Part 21: Episode XXI: Roger's Résumé

Episode XXI: Roger's Résumé

What is this...?
Wow. What a mansion!

Welcome to Patrick Hayward’s manor. We’ll be spending the bulk of Disc 3’s remainder scouring the depths of this mansion and its secrets, whatever they may be. It’s 1898, surely it doesn’t hold a secret Umbrella monster overrun alchemist laboratory anywhere within it. Corny puzzles and traps are another matter altogether. They just go hand and hand with mansions, you see. Old tradition.

The front entrance to Patrick’s Quarters actually leads back out to the central courtyard where Koudelka began this disc. From here, it is possible to retrace our steps back to the church and go fight the Gargoyle properly. Seems the party reunited has enough constitution to not immediately run for the hills. The Gargoyle is Koudelka’s optional superboss enemy. But doing that now with our current levels and equipment is... ill-advised, to say the least. We’ll tackle that at another time and disc...

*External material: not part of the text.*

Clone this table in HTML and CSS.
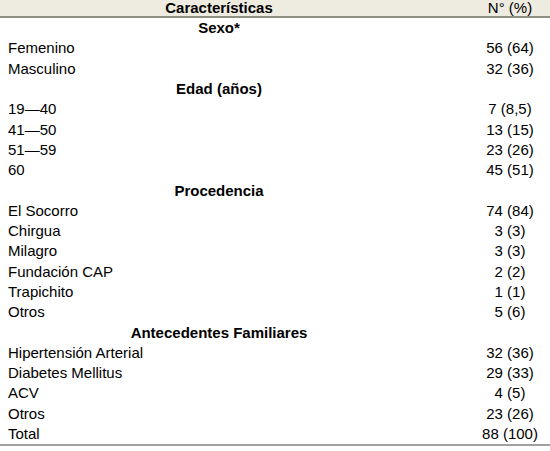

For now, let’s enter the main mansion hall and begin our exploration. To the right of the stairs, next to the entrance to the mansion from the Charlotte’s Cell corridor, is this extremely cumbersome set of steps, clearly meant for some manner of giant being, leading to a door at the top. We’re going to go check this out first.

That carpet is hideous. If Elaine decided on this mansion’s décor, I’m glad she’s dead... Shit's atrocious. Anyway, this hallway has a couple of doors on either end. We’ll investigate the one in the bottom left in a moment. We’re just going to make our lives slightly easier by heading through the top-right door first. Doing so unbolts it from this side.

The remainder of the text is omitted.